Jimmy Wyble with Spade Cooley was the first Esquire endorser for Don Randall's advertisements. George and Leo took a new Broadcaster out to show Jimmy Bryant at the Rancho Reveler soon afterwards. He first played it on the edge of the stage with an admiring crowd up close. In 1954 Luther Perkins played a slightly modified Esquire, recording the first Johnny Cash songs "Wide Open Road" and "Hey Porter". This guitar can also be heard on all records before "I Walk The Line", for which Perkins played an Esquire. Throughout his career Perkins used various Esquires. With this guitar, Perkins created the legendary "Boom Chicka Boom Sound" that identified Johnny Cash's music.

Steve Cropper with Booker T played his fifties Esquire through a Fender Harvard amplifier for tunes such as Green Onions and Dock of the Bay with Otis Redding.

Bruce Springsteen has used a 1953 Fender Esquire as his main touring and recording guitar throughout his career. He can be seen holding the guitar on the cover of his 1975 album Born To Run. Springsteen's guitar is a combination of an Esquire neck and Telecaster body. He bought the guitar in 1971 in Belmar, NJ, for 185 dollars.

David Hekhouse of The Tearaways tours with a 1959 Esquire.
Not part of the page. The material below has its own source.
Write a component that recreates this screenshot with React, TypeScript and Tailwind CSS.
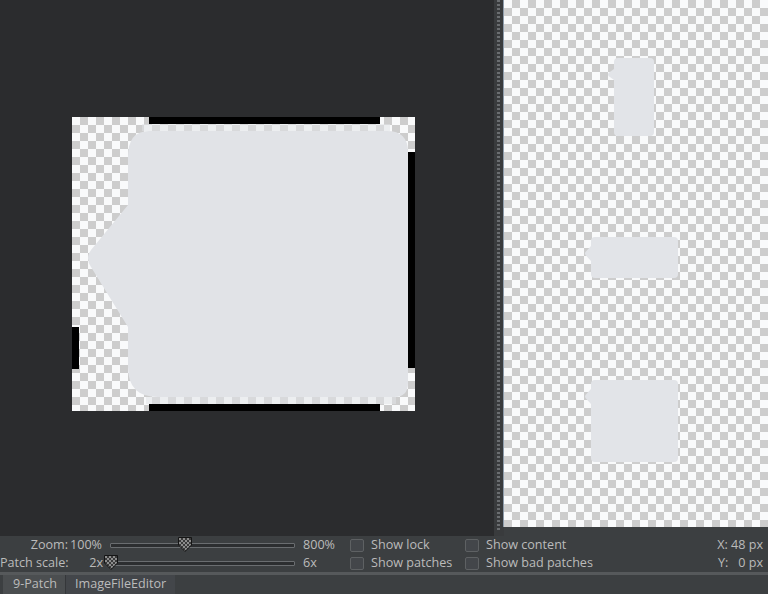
import React from 'react'

const checker =
  'bg-[repeating-conic-gradient(#cdcdcd_0_25%,#f9fafb_0_50%)] bg-[length:16px_16px]'

const Thumb: React.FC<{ id: string }> = ({ id }) => (
  <svg width="16" height="17" viewBox="0 0 16 17">
    <defs>
      <pattern id={id} width="4" height="4" patternUnits="userSpaceOnUse">
        <rect width="4" height="4" fill="#3a3a3a" />
        <rect width="2" height="2" fill="#8c8c8c" />
        <rect x="2" y="2" width="2" height="2" fill="#8c8c8c" />
      </pattern>
    </defs>
    <path d="M1.5 1.5 H14.5 V9 L8 15.5 L1.5 9 Z" fill={`url(#${id})`} stroke="#151515" strokeWidth="1" />
  </svg>
)

const Slider: React.FC<{ thumbLeft: string; id: string }> = ({ thumbLeft, id }) => (
  <div className="relative h-full flex items-center pl-[6px] pr-[5px]">
    <div className="h-[5px] w-full border border-[#6a6d70] bg-[#2c2e30] rounded-[1px]" />
    <div className={`absolute top-[0px] ${thumbLeft}`}>
      <Thumb id={id} />
    </div>
  </div>
)

const Checkbox: React.FC<{ label: string }> = ({ label }) => (
  <div className="flex items-center gap-[7px]">
    <div className="w-[14px] h-[13px] border border-[#5e6163] bg-[#43464a] rounded-[2px]" />
    <span>{label}</span>
  </div>
)

const Preview: React.FC<{ w: number; h: number; bump: number; size: number }> = ({ w, h, bump, size }) => (
  <svg width={w + 7} height={h} viewBox={`0 0 ${w + 7} ${h}`}>
    <path
      d={`M7 ${bump} L1.5 ${bump + size / 2 - 1.5} Q0.5 ${bump + size / 2} 1.5 ${bump + size / 2 + 1.5} L7 ${bump + size} Z`}
      fill="#e2e4e8"
    />
    <rect x="7" y="0" width={w} height={h} rx="4" fill="#e2e4e8" />
  </svg>
)

export default function App() {
  return (
    <div
      className="w-[768px] h-[594px] flex flex-col bg-[#3c3f41] text-[#bbbbbb] text-[12.6px] leading-none overflow-hidden"
      style={{ fontFamily: '"Open Sans", "Noto Sans", sans-serif' }}
    >
      {/* Editor area */}
      <div className="flex h-[536px]">
        {/* Canvas */}
        <div className="w-[494px] bg-[#2b2c2e] pt-[117px] pl-[72px]">
          <div className={`relative w-[343px] h-[294px] ${checker}`}>
            <svg className="absolute inset-0" width="343" height="294" viewBox="0 0 343 294">
              <rect x="77" y="0" width="231" height="7" fill="#000" />
              <rect x="336" y="35" width="7" height="216" fill="#000" />
              <rect x="77" y="287" width="231" height="7" fill="#000" />
              <rect x="0" y="210" width="7" height="42" fill="#000" />
              <rect x="70" y="7" width="248" height="7" fill="#e1e3e7" opacity="0.55" />
              <rect x="74" y="280" width="250" height="7" fill="#e1e3e7" opacity="0.55" />
              <path
                d="M77 14 H315 Q336 14 336 35 V266 Q336 280 322 280 H86 Q56 280 56 250 V210 L19 150 Q13 141 19 133 L56 88 V40 Q56 14 77 14 Z"
                fill="#e1e3e7"
              />
            </svg>
          </div>
        </div>

        {/* Divider */}
        <div className="w-[10px] flex bg-[#393b3d]">
          <div className="w-[3px]" />
          <div className="w-[3px] h-[532px] bg-[repeating-linear-gradient(to_bottom,#6b6e71_0_2px,transparent_2px_4px)]" />
          <div className="w-[3px]" />
          <div className="w-[1px] h-[527px] bg-[#8e9cab]" />
        </div>

        {/* Preview pane */}
        <div className="flex-1 flex flex-col">
          <div className={`h-[527px] flex flex-col items-start pt-[58px] gap-[102px] ${checker}`}>
            <div className="ml-[103px]">
              <Preview w={40} h={78} bump={11} size={11} />
            </div>
            <div className="ml-[80px] -mt-[1px]">
              <Preview w={87} h={41} bump={9} size={15} />
            </div>
            <div className="ml-[80px]">
              <Preview w={87} h={82} bump={9} size={15} />
            </div>
          </div>
        </div>
      </div>

      {/* Controls */}
      <div className="h-[36px] grid grid-cols-[68px_36px_196px_50px_115px_1fr_auto] grid-rows-[18px_18px] items-center">
        <div className="text-right">Zoom:</div>
        <div className="text-right pr-[2px]">100%</div>
        <Slider thumbLeft="left-[73px]" id="t1" />
        <div className="pl-[3px]">800%</div>
        <Checkbox label="Show lock" />
        <Checkbox label="Show content" />
        <div className="text-right pr-[5px] whitespace-pre">X: 48 px</div>

        <div className="whitespace-nowrap">Patch scale:</div>
        <div className="text-right pr-[1px]">2x</div>
        <Slider thumbLeft="-left-[1px]" id="t2" />
        <div className="pl-[3px]">6x</div>
        <Checkbox label="Show patches" />
        <Checkbox label="Show bad patches" />
        <div className="text-right pr-[5px] whitespace-pre">Y:   0 px</div>
      </div>

      {/* Tabs */}
      <div className="flex-1 border-t-[3px] border-[#56595b] bg-[#3c3f41] flex">
        <div className="w-[3px]" />
        <div className="w-[62px] bg-[#4b4e50] flex items-center pl-[10px]">9-Patch</div>
        <div className="w-[110px] bg-[#43464a] border-l border-[#35373a] flex items-center pl-[9px]">
          ImageFileEditor
        </div>
      </div>
    </div>
  )
}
In 1966, Paul McCartney purchased a 1964 Fender Esquire model with a sunburst finish and rosewood fretboard. Though the guitar was a right-handed model, McCartney restrung it for left-handed playing. McCartney would use it on "Good Morning, Good Morning" for the Beatles' album Sgt. Pepper's Lonely Hearts Club Band, and on "Helter Skelter" for The Beatles double album.

Jeff Beck used a 1954 Esquire with the Yardbirds to create the famous guitar parts on "Over Under Sideways Down", "Shapes of Things", "I'm a Man," and "Heart Full of Soul". Beck bought it from the Walker Brothers guitarist John Maus while on tour with them. Maus had hand-shaved the body to be contoured like a Stratocaster. This guitar has significant wear and now belongs to pickup designer Seymour Duncan; Beck gave him the guitar as a return favor after Duncan built his famous Tele-Gib guitar for him.

Syd Barrett, the original leader of Pink Floyd, was another prominent Esquire player. His successor David Gilmour used an Esquire with an added pickup on several songs, including "Dogs," "Run Like Hell" and his work on Paul McCartney's album Run Devil Run. Gilmour also uses an Esquire on his 2015 solo album, Rattle That Lock, notably on many of the album's guitar solos.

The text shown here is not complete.